Get the five digits of an ID like ‘id01234’

… and use the extracted number to build another ID like “A-01234-Z”:

[regex] $Filter = "^([iI])([dD])(\d{5})$"
$user.extensionAttribute2 | select-string -pattern $Filter | % { $_.matches.groups[3].Value } | % { "A-" + $_ + "-Z"}

Find a tag and its value in a text

The regular expression below finds in the example text block variants of this syntax (and more):

tag: 12
tAg =ab22
Tag - ab22_d-z

We want to finde “Foo:Value” from the text:

$tag = "foo"
[regex] $re = "($tag)(\s*)([\-:=])(\s*)([a-zA-Z0-9_-]*)"

$text = @"
dfdfd fdsfdfdf
blah Foo : 1xa-dv dfdf
fdfdf fsdfsdf

bvbbd yuyuuuyu
qewe foo = 2yb_dv kkxx
lklkl nbbnbnn
"@

$text | select-string -pattern $re | % {$_.matches.groups}
$text | select-string -pattern $re | % {$_.matches.groups[5].Value} # -> "1xa-dv"

$text | select-string -pattern $re -AllMatches | % {$_.matches.groups} 
$text | select-string -pattern $re -AllMatches | % {$_.matches[0].groups[5].Value} # -> "1xa-dv"
$text | select-string -pattern $re -AllMatches | % {$_.matches[1].groups[5].Value} # -> "2yb_dv"

Note: Select-String is case-insensitive by default; if you got a non-Powershell engine that isn’t, one can use (?i)...(?-i) in a RegEx (doesn’t work with Powershell, though!).

URLs

There are some very elaborate and long REs out there to match URLs in a text string; with a bit of trial and error, I damped it down for my most common use case:

[regex] $re = "(?i)(\bhttps?:\/\/[a-zA-Z0-9/+=\-?_.#%;]*)"
# Needs to be more specific: \S* also matches with too much else (all the Markdown
# stuff and other text), which then cannot be trimmed, since its not a single character:
# For example:
#   ... visit **[Title](http://www.example.net/foo.html)** blah blah...
#   ... visit <http://www.example.net/foo.html>, blah blah...
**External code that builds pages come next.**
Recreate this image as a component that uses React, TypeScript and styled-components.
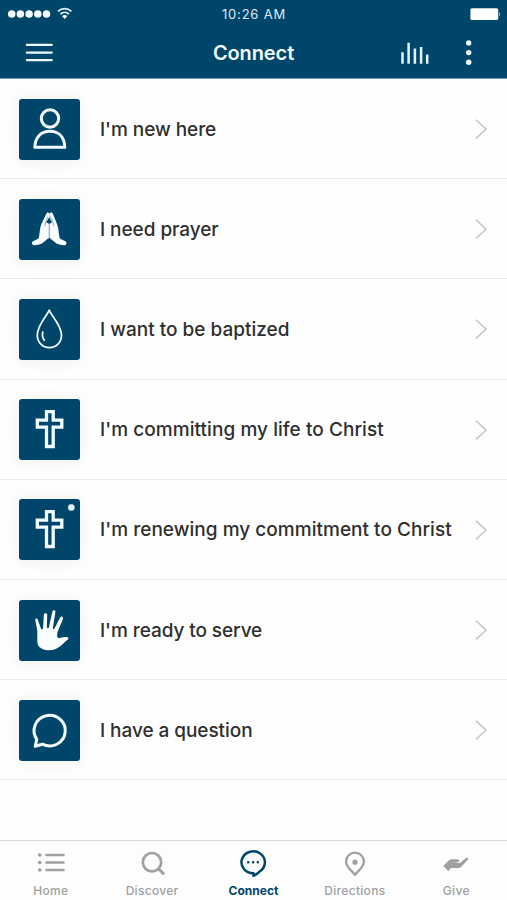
import React from "react";
import styled, { createGlobalStyle } from "styled-components";

const NAVY = "#00466b";

const GlobalStyle = createGlobalStyle`
  * { box-sizing: border-box; }
  html, body { margin: 0; background: #fff; }
  body { font-family: Inter, "Liberation Sans", sans-serif; overflow: hidden; }
  svg { display: block; flex: none; }
`;

const Screen = styled.div`
  width: 507px;
  height: 900px;
  display: flex;
  flex-direction: column;
  background: #fefefe;
`;

const Header = styled.header`
  height: 79px;
  flex: none;
  background: ${NAVY};
  color: #f2fbff;
  border-bottom: 1px solid #6f9bb0;
`;

const StatusBar = styled.div`
  height: 27px;
  display: grid;
  grid-template-columns: 1fr auto 1fr;
  align-items: center;
  padding: 0 6px 0 7px;
  & > :last-child { justify-self: end; }
`;

const Clock = styled.time`
  padding-top: 1px;
  font-size: 13px;
  line-height: 15px;
  letter-spacing: 0.8px;
  color: #dcecf4;
`;

const NavBar = styled.div`
  height: 51px;
  display: grid;
  grid-template-columns: 1fr auto 1fr;
  align-items: center;
  padding: 0 34px 0 25px;
`;

const Title = styled.h1`
  margin: 0 0 0 9px;
  font-size: 20px;
  line-height: 24px;
  font-weight: 600;
  letter-spacing: -0.1px;
`;

const NavActions = styled.div`
  display: flex;
  align-items: center;
  justify-content: flex-end;
  gap: 35px;
`;

const List = styled.ul`
  margin: 0;
  padding: 0;
  list-style: none;
  flex: 1;
`;

const Row = styled.li`
  height: 100.2px;
  display: flex;
  align-items: center;
  padding: 1px 20px 0 19px;
  border-bottom: 1px solid #e9e9e9;
`;

const Tile = styled.div`
  width: 61px;
  height: 61px;
  flex: none;
  border-radius: 3px;
  background: ${NAVY};
  box-shadow: 0 1px 16px rgba(0, 0, 0, 0.07);
`;

const Label = styled.span<{ $spacing: number }>`
  flex: 1;
  margin-left: 20px;
  padding-top: 1px;
  font-size: 19px;
  line-height: 24px;
  font-weight: 500;
  letter-spacing: ${(p) => p.$spacing}px;
  color: #2f2f2f;
  white-space: nowrap;
`;

const TabBar = styled.nav`
  height: 60px;
  flex: none;
  display: grid;
  grid-template-columns: repeat(5, 1fr);
  border-top: 1px solid #dcdcdc;
  background: #fdfdfd;
`;

const Tab = styled.div<{ $active?: boolean }>`
  display: flex;
  flex-direction: column;
  align-items: center;
  padding-top: 5px;
  gap: 5px;
  color: ${(p) => (p.$active ? NAVY : "#a0a0a0")};
  font-size: 12px;
  line-height: 16px;
  font-weight: ${(p) => (p.$active ? 700 : 500)};
  letter-spacing: ${(p) => (p.$active ? 0 : 0.3)}px;
`;

const Cross = () => (
  <path
    d="M36.5 21.7h6.7v8.4h8.6v7.1h-8.6v19.3h-6.7V37.2h-9.2v-7.1h9.2z"
    strokeWidth="3.3"
  />
);

const Glyphs: Record<string, React.ReactNode> = {
  person: (
    <g strokeWidth="3" strokeLinejoin="round">
      <circle cx="40" cy="28.5" r="8.7" />
      <path d="M24.8 57.2C25.2 47.2 31 41.3 40 41.3S54.4 47.2 54.8 57.2z" />
    </g>
  ),
  prayer: (
    <g stroke="none" fill="#f7fdff">
      <path d="M39.2 31.5V47.8C36 50 33 53.6 29.2 54.6L25 55.3C21.8 55.3 20.9 52.2 23.5 50.9L28.6 48.5C30 43.5 29.5 38.8 31.2 34.5L36.1 24.2C36.8 21.8 39.6 22.2 39.2 25z" />
      <path d="M39.2 31.5V47.8C42.4 50 45.4 53.6 49.2 54.6L53.4 55.3C56.9 55.3 57.6 52.2 54.9 50.9L49.8 48.5C48.4 43.5 48.9 38.8 47.2 34.5L43.1 24.2C42.4 21.8 38.8 22.2 39.2 25z" />
      <path d="M37.9 26.5 35.8 31.5 34.8 36M40.5 26.5 42.6 31.5 43.6 36M39.2 33v15" fill="none" stroke="#52829c" strokeWidth=".65" />
      <path d="M39.2 27.2 42 32.2 40.2 33.5h-2l-2-1.3z" fill={NAVY} />
    </g>
  ),
  drop: (
    <g strokeWidth="1.75" strokeLinejoin="round" strokeLinecap="round">
      <path d="M39.2 20.2C36 27.7 27.3 34.8 27.3 45.6A12.1 12.1 0 0 0 51.5 45.6C51.5 34.8 42.4 27.7 39.2 20.2z" />
      <path d="M32.7 42.2c-.5 3.4-.2 6 1.6 8" />
    </g>
  ),
  cross: <Cross />,
  renewed: (
    <>
      <Cross />
      <circle cx="61.3" cy="17.5" r="3.2" fill="#e3f6fc" stroke="#9ccbdc" strokeWidth=".5" />
    </>
  ),
  hand: (
    <path
      stroke="none"
      fill="#f8fdff"
      d="M27.3 39.5 25.3 29.2C25 27.4 27.1 27 27.7 28.6L31.3 38.5 33 37.8 33.8 24C34 21.5 37.2 21.6 37.2 24L36.9 37 38.7 37 42.4 20.4C43 18.4 45.8 18.9 45.4 21L42.8 37.5 44.1 38.2 50.1 26.4C51.1 24.5 53.8 25.8 53 27.9L47.7 40.5C46.6 44.4 47 47 49.2 47.2 51.2 47 52.8 46 55.1 46.1 57.6 45.5 59.3 46.5 58 48.4 54.9 50.1 53.4 53.2 49.8 55.5 45.4 58.9 41.7 59.6 37.2 59.2 30.6 58.4 27.4 55.3 27.3 50.5z"
    />
  ),
  question: (
    <path
      d="M26.8 48.3 25.2 55.3 32.4 53.2A15.6 15.3 0 1 0 26.8 48.3z"
      strokeWidth="3"
      strokeLinejoin="round"
    />
  ),
};

const rows = [
  { glyph: "person", text: "I'm new here", spacing: -0.06 },
  { glyph: "prayer", text: "I need prayer", spacing: -0.06 },
  { glyph: "drop", text: "I want to be baptized", spacing: 0 },
  { glyph: "cross", text: "I'm committing my life to Christ", spacing: 0.06 },
  { glyph: "renewed", text: "I'm renewing my commitment to Christ", spacing: 0.03 },
  { glyph: "hand", text: "I'm ready to serve", spacing: -0.08 },
  { glyph: "question", text: "I have a question", spacing: -0.06 },
];

const tabs = [
  {
    label: "Home",
    icon: (
      <g fill="none" stroke="currentColor" strokeWidth="2.5" strokeLinecap="round">
        <path d="M12.5 9h17M12.5 16.5h17M12.5 24h17" />
        <path d="M5.7 9h.1M5.7 16.5h.1M5.7 24h.1" strokeWidth="3.6" />
      </g>
    ),
  },
  {
    label: "Discover",
    icon: (
      <g fill="none" stroke="currentColor" strokeWidth="2.7" strokeLinecap="round">
        <circle cx="17" cy="16.2" r="9.2" />
        <path d="m23.8 23 4.4 4.4" strokeWidth="3" />
      </g>
    ),
  },
  {
    label: "Connect",
    active: true,
    icon: (
      <g fill="none" stroke="currentColor" strokeWidth="2.5" strokeLinejoin="round">
        <path d="M17.5 27.2A11.7 10.9 0 1 1 24.4 24.9C22.6 26.8 20.4 28.6 17.4 29.8z" />
        <path d="M12.2 16.2h.1M17 16.2h.1M21.8 16.2h.1" strokeWidth="2.5" strokeLinecap="round" />
      </g>
    ),
  },
  {
    label: "Directions",
    icon: (
      <g fill="none" stroke="currentColor" strokeWidth="2.3" strokeLinejoin="round">
        <path d="M17 28.8C13.7 24.4 8.1 21.3 8.1 15.4A8.9 8.7 0 0 1 25.9 15.4C25.9 21.3 20.3 24.4 17 28.8z" />
        <circle cx="17" cy="16.2" r="2.6" fill="currentColor" stroke="none" />
      </g>
    ),
  },
  {
    label: "Give",
    icon: (
      <path
        fill="currentColor"
        d="M4.4 19.9 8.8 15.2C10.3 13.4 12 13.2 14 13.2H18.8C20.8 13.3 20.8 15.6 19 15.9L15.4 16.4 20.8 16.9 26.8 12.2C28.7 11.1 30 12.6 28.7 14L22.5 20.4C21.5 21.6 20.5 22 18.9 22H13.2C11.8 22.1 10.6 23.2 9.4 25.2z"
      />
    ),
  },
];

export default function App() {
  return (
    <Screen>
      <GlobalStyle />
      <Header>
        <StatusBar>
          <svg width="68" height="20" viewBox="7 4 68 20" fill="#f4fcff">
            {[11.7, 20.4, 29.1, 37.8, 46.5].map((x) => (
              <circle key={x} cx={x} cy="14" r="3.75" />
            ))}
            <g fill="none" stroke="#e5f5fc" strokeWidth="1.8">
              <path d="M58 11.3c3.9-3.6 9.5-3.6 13.4 0M60.4 14.1c2.5-2.3 6.1-2.3 8.6 0" />
            </g>
            <path d="M62 16.1q2.7-2 5.4 0l-2.7 2.8z" />
          </svg>
          <Clock>10:26 AM</Clock>
          <svg width="32" height="14" viewBox="0 0 32 14" fill="#fff">
            <rect x="1.4" y="1.2" width="27.8" height="11.8" rx="1.6" />
            <path d="M30 5q2 2.1 0 4.2z" fill="#b2d0df" />
          </svg>
        </StatusBar>
        <NavBar>
          <svg width="28" height="24" viewBox="0 0 28 24" stroke="#edfaff" strokeWidth="2.1" strokeLinecap="round">
            <path d="M1.8 3.9h25M1.8 11.6h25M1.8 19.1h25" />
          </svg>
          <Title>Connect</Title>
          <NavActions>
            <svg width="30" height="24" viewBox="0 0 30 24" stroke="#e1f4fc" strokeWidth="2.5">
              <path d="M2.5 11.3v11.4M8.6 1.8v20.9M14.9 7.5v15.2M21.1 6v16.7M27.2 13.4v9.3" />
            </svg>
            <svg width="8" height="26" viewBox="0 0 8 26" fill="#f4fcff">
              <circle cx="3.7" cy="2.9" r="2.7" />
              <circle cx="3.7" cy="12.6" r="2.7" />
              <circle cx="3.7" cy="22.3" r="2.7" />
            </svg>
          </NavActions>
        </NavBar>
      </Header>
      <List>
        {rows.map((row) => (
          <Row key={row.text}>
            <Tile>
              <svg width="61" height="61" viewBox="9 9 61 61" fill="none" stroke="#f2fcff">
                {Glyphs[row.glyph]}
              </svg>
            </Tile>
            <Label $spacing={row.spacing}>{row.text}</Label>
            <svg width="12" height="20" viewBox="0 0 12 20" fill="none" stroke="#c5c5c5" strokeWidth="1.5">
              <path d="m1 .8 10 9.4-10 9.2" />
            </svg>
          </Row>
        ))}
      </List>
      <TabBar>
        {tabs.map((tab) => (
          <Tab key={tab.label} $active={tab.active}>
            <svg width="34" height="32" viewBox="0 0 34 32">
              {tab.icon}
            </svg>
            {tab.label}
          </Tab>
        ))}
      </TabBar>
    </Screen>
  );
}
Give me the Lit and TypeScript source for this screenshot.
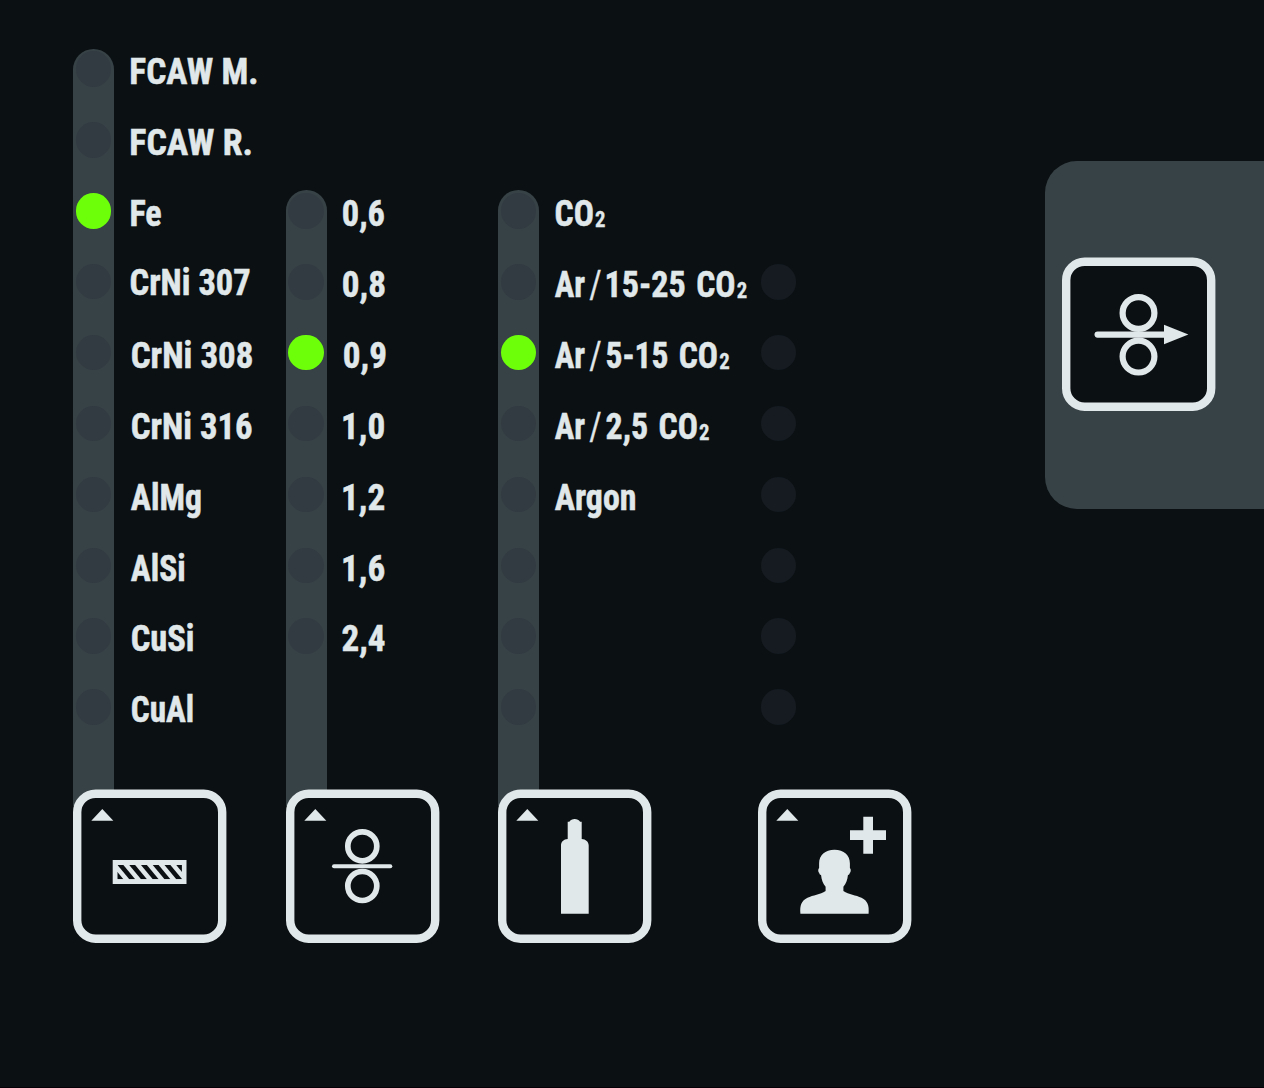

"Long string with many URLs like http://www.example.net/foo.html in it..." |
    Select-String -Pattern $re -AllMatches |
         % { ($_.matches.groups.value).trim(')>]"') }       # Display & trim

That gets you URLs that begin with http or https, which are in upper- and lowercases – but it’s not perfect yet:

Although I tried a lot, but couldn’t find that one (simple) singular RegEx that would be flexible enough to find all legal URL characters, but still ignored the final/closing characters (and/or space) that I don’t want/need. Some variants worked on one half of my test strings, the other on the other half – but no one version fit all…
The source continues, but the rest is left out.